I would feel most comfortable going to one at my own church because I’m familiar with the people, the doctrines and the leaders. However if I saw something that looked really interesting offered by another church or group that was compatable with the doctrines of my own church I would attend.


#15

Check out this website too… it has lots of articles on how protestants start small group ministries:
christianitytoday.com/smallgroups/


#16

Actually, your Bible studies are very similar to the ones we have at my church.


#17

We also have videos, workbooks, and homework. Our studies are usually about 12 weeks long. We attend on Sundays, between Masses in the church community center. There is another Bible Study group, which I do not attend, that is in the homes of the members. I live in a small apartment and would not be able to accomodate all the attendees, so I only go to the one that is held in the church community center. We have a layperson who leads the studies, and we take a summer break between Memorial Day and Labor Day. We also have breaks for two weeks around Christmas/New Year’s and Easter.

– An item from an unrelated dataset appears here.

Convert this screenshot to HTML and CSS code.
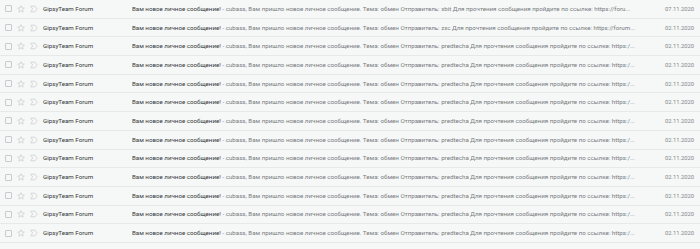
FILE: index.html
```html
<!DOCTYPE html>
<html lang="ru">
<head>
<meta charset="utf-8">
<link rel="stylesheet" href="styles.css">
</head>
<body>
<div class="list">
  <div class="row">
    <span class="icons"><span class="cb"></span><svg class="star" viewBox="0 0 10 10"><path d="M5 .8l1.2 2.8 3 .3-2.3 2 .7 3L5 7.3 2.4 8.9l.7-3-2.3-2 3-.3z"/></svg><svg class="imp" viewBox="0 0 10 10"><path d="M1 1.5h5.2L9 5 6.2 8.5H1L3.3 5z"/></svg></span>
    <span class="from">GipsyTeam Forum</span>
    <span class="text"><span class="subj">Вам новое личное сообщение!</span><span class="snip"> - cubass, Вам пришло новое личное сообщение. Тема: обмен Отправитель: xbit Для прочтения сообщения пройдите по ссылке: https://foru...</span></span>
    <span class="date">07.11.2020</span>
  </div>
  <div class="row">
    <span class="icons"><span class="cb"></span><svg class="star" viewBox="0 0 10 10"><path d="M5 .8l1.2 2.8 3 .3-2.3 2 .7 3L5 7.3 2.4 8.9l.7-3-2.3-2 3-.3z"/></svg><svg class="imp" viewBox="0 0 10 10"><path d="M1 1.5h5.2L9 5 6.2 8.5H1L3.3 5z"/></svg></span>
    <span class="from">GipsyTeam Forum</span>
    <span class="text"><span class="subj">Вам новое личное сообщение!</span><span class="snip"> - cubass, Вам пришло новое личное сообщение. Тема: обмен Отправитель: zxc Для прочтения сообщения пройдите по ссылке: https://forum...</span></span>
    <span class="date">02.11.2020</span>
  </div>
  <div class="row">
    <span class="icons"><span class="cb"></span><svg class="star" viewBox="0 0 10 10"><path d="M5 .8l1.2 2.8 3 .3-2.3 2 .7 3L5 7.3 2.4 8.9l.7-3-2.3-2 3-.3z"/></svg><svg class="imp" viewBox="0 0 10 10"><path d="M1 1.5h5.2L9 5 6.2 8.5H1L3.3 5z"/></svg></span>
    <span class="from">GipsyTeam Forum</span>
    <span class="text"><span class="subj">Вам новое личное сообщение!</span><span class="snip"> - cubass, Вам пришло новое личное сообщение. Тема: обмен Отправитель: predtecha Для прочтения сообщения пройдите по ссылке: https:/...</span></span>
    <span class="date">02.11.2020</span>
  </div>
  <div class="row">
    <span class="icons"><span class="cb"></span><svg class="star" viewBox="0 0 10 10"><path d="M5 .8l1.2 2.8 3 .3-2.3 2 .7 3L5 7.3 2.4 8.9l.7-3-2.3-2 3-.3z"/></svg><svg class="imp" viewBox="0 0 10 10"><path d="M1 1.5h5.2L9 5 6.2 8.5H1L3.3 5z"/></svg></span>
    <span class="from">GipsyTeam Forum</span>
    <span class="text"><span class="subj">Вам новое личное сообщение!</span><span class="snip"> - cubass, Вам пришло новое личное сообщение. Тема: обмен Отправитель: predtecha Для прочтения сообщения пройдите по ссылке: https:/...</span></span>
    <span class="date">02.11.2020</span>
  </div>
  <div class="row">
    <span class="icons"><span class="cb"></span><svg class="star" viewBox="0 0 10 10"><path d="M5 .8l1.2 2.8 3 .3-2.3 2 .7 3L5 7.3 2.4 8.9l.7-3-2.3-2 3-.3z"/></svg><svg class="imp" viewBox="0 0 10 10"><path d="M1 1.5h5.2L9 5 6.2 8.5H1L3.3 5z"/></svg></span>
    <span class="from">GipsyTeam Forum</span>
    <span class="text"><span class="subj">Вам новое личное сообщение!</span><span class="snip"> - cubass, Вам пришло новое личное сообщение. Тема: обмен Отправитель: predtecha Для прочтения сообщения пройдите по ссылке: https:/...</span></span>
    <span class="date">02.11.2020</span>
  </div>
  <div class="row">
    <span class="icons"><span class="cb"></span><svg class="star" viewBox="0 0 10 10"><path d="M5 .8l1.2 2.8 3 .3-2.3 2 .7 3L5 7.3 2.4 8.9l.7-3-2.3-2 3-.3z"/></svg><svg class="imp" viewBox="0 0 10 10"><path d="M1 1.5h5.2L9 5 6.2 8.5H1L3.3 5z"/></svg></span>
    <span class="from">GipsyTeam Forum</span>
    <span class="text"><span class="subj">Вам новое личное сообщение!</span><span class="snip"> - cubass, Вам пришло новое личное сообщение. Тема: обмен Отправитель: predtecha Для прочтения сообщения пройдите по ссылке: https:/...</span></span>
    <span class="date">02.11.2020</span>
  </div>
  <div class="row">
    <span class="icons"><span class="cb"></span><svg class="star" viewBox="0 0 10 10"><path d="M5 .8l1.2 2.8 3 .3-2.3 2 .7 3L5 7.3 2.4 8.9l.7-3-2.3-2 3-.3z"/></svg><svg class="imp" viewBox="0 0 10 10"><path d="M1 1.5h5.2L9 5 6.2 8.5H1L3.3 5z"/></svg></span>
    <span class="from">GipsyTeam Forum</span>
    <span class="text"><span class="subj">Вам новое личное сообщение!</span><span class="snip"> - cubass, Вам пришло новое личное сообщение. Тема: обмен Отправитель: predtecha Для прочтения сообщения пройдите по ссылке: https:/...</span></span>
    <span class="date">02.11.2020</span>
  </div>
  <div class="row">
    <span class="icons"><span class="cb"></span><svg class="star" viewBox="0 0 10 10"><path d="M5 .8l1.2 2.8 3 .3-2.3 2 .7 3L5 7.3 2.4 8.9l.7-3-2.3-2 3-.3z"/></svg><svg class="imp" viewBox="0 0 10 10"><path d="M1 1.5h5.2L9 5 6.2 8.5H1L3.3 5z"/></svg></span>
    <span class="from">GipsyTeam Forum</span>
    <span class="text"><span class="subj">Вам новое личное сообщение!</span><span class="snip"> - cubass, Вам пришло новое личное сообщение. Тема: обмен Отправитель: predtecha Для прочтения сообщения пройдите по ссылке: https:/...</span></span>
    <span class="date">02.11.2020</span>
  </div>
  <div class="row">
    <span class="icons"><span class="cb"></span><svg class="star" viewBox="0 0 10 10"><path d="M5 .8l1.2 2.8 3 .3-2.3 2 .7 3L5 7.3 2.4 8.9l.7-3-2.3-2 3-.3z"/></svg><svg class="imp" viewBox="0 0 10 10"><path d="M1 1.5h5.2L9 5 6.2 8.5H1L3.3 5z"/></svg></span>
    <span class="from">GipsyTeam Forum</span>
    <span class="text"><span class="subj">Вам новое личное сообщение!</span><span class="snip"> - cubass, Вам пришло новое личное сообщение. Тема: обмен Отправитель: predtecha Для прочтения сообщения пройдите по ссылке: https:/...</span></span>
    <span class="date">02.11.2020</span>
  </div>
  <div class="row">
    <span class="icons"><span class="cb"></span><svg class="star" viewBox="0 0 10 10"><path d="M5 .8l1.2 2.8 3 .3-2.3 2 .7 3L5 7.3 2.4 8.9l.7-3-2.3-2 3-.3z"/></svg><svg class="imp" viewBox="0 0 10 10"><path d="M1 1.5h5.2L9 5 6.2 8.5H1L3.3 5z"/></svg></span>
    <span class="from">GipsyTeam Forum</span>
    <span class="text"><span class="subj">Вам новое личное сообщение!</span><span class="snip"> - cubass, Вам пришло новое личное сообщение. Тема: обмен Отправитель: predtecha Для прочтения сообщения пройдите по ссылке: https:/...</span></span>
    <span class="date">02.11.2020</span>
  </div>
  <div class="row">
    <span class="icons"><span class="cb"></span><svg class="star" viewBox="0 0 10 10"><path d="M5 .8l1.2 2.8 3 .3-2.3 2 .7 3L5 7.3 2.4 8.9l.7-3-2.3-2 3-.3z"/></svg><svg class="imp" viewBox="0 0 10 10"><path d="M1 1.5h5.2L9 5 6.2 8.5H1L3.3 5z"/></svg></span>
    <span class="from">GipsyTeam Forum</span>
    <span class="text"><span class="subj">Вам новое личное сообщение!</span><span class="snip"> - cubass, Вам пришло новое личное сообщение. Тема: обмен Отправитель: predtecha Для прочтения сообщения пройдите по ссылке: https:/...</span></span>
    <span class="date">02.11.2020</span>
  </div>
  <div class="row">
    <span class="icons"><span class="cb"></span><svg class="star" viewBox="0 0 10 10"><path d="M5 .8l1.2 2.8 3 .3-2.3 2 .7 3L5 7.3 2.4 8.9l.7-3-2.3-2 3-.3z"/></svg><svg class="imp" viewBox="0 0 10 10"><path d="M1 1.5h5.2L9 5 6.2 8.5H1L3.3 5z"/></svg></span>
    <span class="from">GipsyTeam Forum</span>
    <span class="text"><span class="subj">Вам новое личное сообщение!</span><span class="snip"> - cubass, Вам пришло новое личное сообщение. Тема: обмен Отправитель: predtecha Для прочтения сообщения пройдите по ссылке: https:/...</span></span>
    <span class="date">02.11.2020</span>
  </div>
  <div class="row">
    <span class="icons"><span class="cb"></span><svg class="star" viewBox="0 0 10 10"><path d="M5 .8l1.2 2.8 3 .3-2.3 2 .7 3L5 7.3 2.4 8.9l.7-3-2.3-2 3-.3z"/></svg><svg class="imp" viewBox="0 0 10 10"><path d="M1 1.5h5.2L9 5 6.2 8.5H1L3.3 5z"/></svg></span>
    <span class="from">GipsyTeam Forum</span>
    <span class="text"><span class="subj">Вам новое личное сообщение!</span><span class="snip"> - cubass, Вам пришло новое личное сообщение. Тема: обмен Отправитель: predtecha Для прочтения сообщения пройдите по ссылке: https:/...</span></span>
    <span class="date">02.11.2020</span>
  </div>
</div>
</body>
</html>
```
FILE: styles.css
```css
html, body {
  margin: 0;
  padding: 0;
  background: #f6f7f7;
}
body {
  width: 700px;
  height: 249px;
  overflow: hidden;
  font-family: Roboto, "Liberation Sans", sans-serif;
}
.list {
  display: flex;
  flex-direction: column;
}
.row {
  height: 18.7px;
  box-sizing: border-box;
  border-bottom: 1px solid #e6e8ea;
  display: flex;
  align-items: center;
  background: #f6f7f7;
  font-size: 6.2px;
  white-space: nowrap;
}
.icons {
  display: flex;
  align-items: center;
  width: 43px;
  flex: none;
  padding-left: 5px;
  box-sizing: border-box;
}
.cb {
  width: 7px;
  height: 7px;
  box-sizing: border-box;
  border: 1px solid #c8cbcd;
  border-radius: 1px;
  flex: none;
}
.star {
  width: 8px;
  height: 8px;
  margin-left: 5px;
  fill: none;
  stroke: #c8cbcd;
  stroke-width: 0.9;
  flex: none;
}
.imp {
  width: 8px;
  height: 8px;
  margin-left: 5px;
  fill: none;
  stroke: #c8cbcd;
  stroke-width: 0.9;
  flex: none;
}
.from {
  width: 89px;
  flex: none;
  color: #34373a;
}
.text {
  flex: 1;
  overflow: hidden;
  text-overflow: ellipsis;
  min-width: 0;
}
.subj {
  color: #34373a;
}
.snip {
  color: #777c80;
}
.date {
  width: 60px;
  flex: none;
  text-align: right;
  padding-right: 6px;
  box-sizing: border-box;
  color: #80868b;
  font-size: 5.8px;
}
```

We always open with prayer.

There really isn’t any difference in how your church and my church do the Bible studies.


#18

Sadly, the Catholic Parishes I used to attend never appeared to hold Bible Studies at all.


#19

I can not speak for Every protestant denomination. Bible study as i am used to, is doing an exegises on a passage, we did this by first asking who wrote it, why was he writting it,what did the author want the people reading the letter to understand, is he talking about an eternal principal or is it just a local custom etc,then we would ask if the rest of the bible agreed with our conclusion if it did not we would go over the text again.


#20

I’m not entirely sure what you’re asking, but I cheat. When I lead a Bible study, usually, I go from the notes I’ve made when preparing for the messages I’ve preached.

Because that’s a little more detailed than your average Bible study, it gives me more resources to draw on and it gives the class a little bit better understanding.

And, of course, it makes it much easier for me.